Rome and a Note About Dogs



We were in the first row of seats on the plane. A novelty.

I regretted hitting Sarah with Italy after Germany and Austria. The cacophony and mayhem of the public transport system, intense and persistent traders waving things in your face and the cavalier Italian attitude was hard to bear. It was also raining persistently and at times heavily for the first day, and it made the challenge of figuring out how to get to our most hard-to-read Airbnb even trickier. It also required a very stoic attitude to bear the open air Roman Forum and Colosseum. Despite Rome being the warmest country on our trip, it was the coldest I have been yet. It was, of course, made easier by the distraction of such immense and incredible history.

The Roman Forum








Day two was raining again. Having learned our lesson the previous day, we wore our winter coats and took umbrellas. We had a morning tour of the Vatican booked.

The view of the Tiber from close to our Airbnb

The queue to the Vatican. We were glad we booked a tour.

Damp, with the dome of St Peter's in the background.

A vase by the 'Achilles Painter' that I studied at high school.


A surprise Dali on the way to the Sistine Chapel.


After our tour, we decided to climb to the cupola of St Peter's. The basilica is the largest in the world. It has markers on its marble floor that shows the sizes of other comparable cathedrals, and the second largest (the Duomo in Florence) doesn't even come close. Somehow, though, the size is lost on me when we are inside. I know it is big, but it doesn't seem that big.

We climbed the 500+ steps to the balcony:


The size is more apparent in the picture than in reality.
We enjoyed the view from the balcony but were confused by the ease of getting there. The bell tower in Prague was a lot more effort. I suggested it was perhaps 500+ 'paces' not steps. Until, upon exiting, we saw a narrow corridor with warning signs for people with heart issues not to proceed.


The climb was exhilarating.
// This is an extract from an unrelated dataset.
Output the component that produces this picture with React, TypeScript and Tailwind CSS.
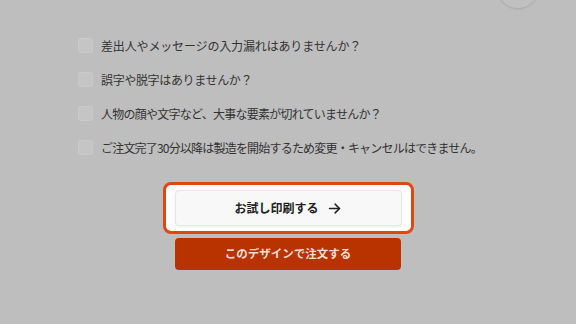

It wasn't one continually winding spiral as most seem to be. We ducked and wove around, with some narrow straight passages, and some twirling. The roof began to slope in on us, so you had to walk scrunched over to one side. We reached some wide metal stairs with a queue. And then the tiniest, curliest stairs I had ever seen. They were so narrow they had a rope for us to cling to. At the top, we emerged into the cage of the cupola, and Rome splayed out beneath us. The rain was persistent and heavy, but the view was worth it.



The Papal Residence.

You can see the cage where we were - it is just above the blue part, beneath the tiny (looking) columns right at the tippy-top. 

There was a cafe halfway down, I had to have an espresso!

The 'down' stairs spat us back out inside the Cathedral, which was an unexpected bonus.

The ridiculous uniform of the Swiss Guard was unfortunately covered by a cape due to the rain.

Pointing inaccurately to where I was a few moments ago, taking the picture below.

These are the statues on top of the facade of the basilica. They are huge. Like 4 times bigger than me. Look how titchy they look in the picture below.



Day 3 we used a podcast by Rick Steves to explore the centre of Rome rather than join a walking tour. It was fantastic. It was like having a personal guide and the directions to how to get to the next part were so clear.

This statue of Menelaus and his son is one of the oldest in the city, and it a famous place for locals to post protest flyers against politics. Note the TRUMP acrostic.

Campo Del Fiore


Thanks to Rick Steves, we bumbled into this innocuous church. It was small and plain in the Roman landscape, but just casually had some Caravaggio paintings (below).


The Pantheon



We arrived at the Trevi Fountain as sunlight blazed down on it, and placed us in the shade. It was hard to take photographs with the contrast, so we resolved to come back later.


The podcast tour ended at the Spanish Steps.




That night, we discovered we were close to a large park that had great views of the city, so we went for a nighttime walk up the hill.


And popped back down close to the Vatican. I couldn't resist seeing St Peter's Square at night, and it did not disappoint.



Despite the rain, despite the hurdles with public transport and despite the crush of tourists for the first time on the trip, the magic of Rome was not lost on me. I loved every second of it, even when it was difficult. There is no place in the world that I have seen that has the depth of history, the concentration of beauty and the passion of Rome. And now that I have left, I want to go back.


A Note On Dogs

I continue to be baffled by the European approach to dogs. In each country we have visited; Germany, Czech Republic, Austria and now Italy, dogs can go anywhere. It is strange to see a dachshund under someone's chair in a cafe, or a schnauzer wandering around the supermarket. They are allowed in ancient World Heritage Sights and on flights from Vienna to Rome. The go into Zara changing rooms with their owners and come with them on the trains. They have all been well behaved and docile, but it is taking some getting used to.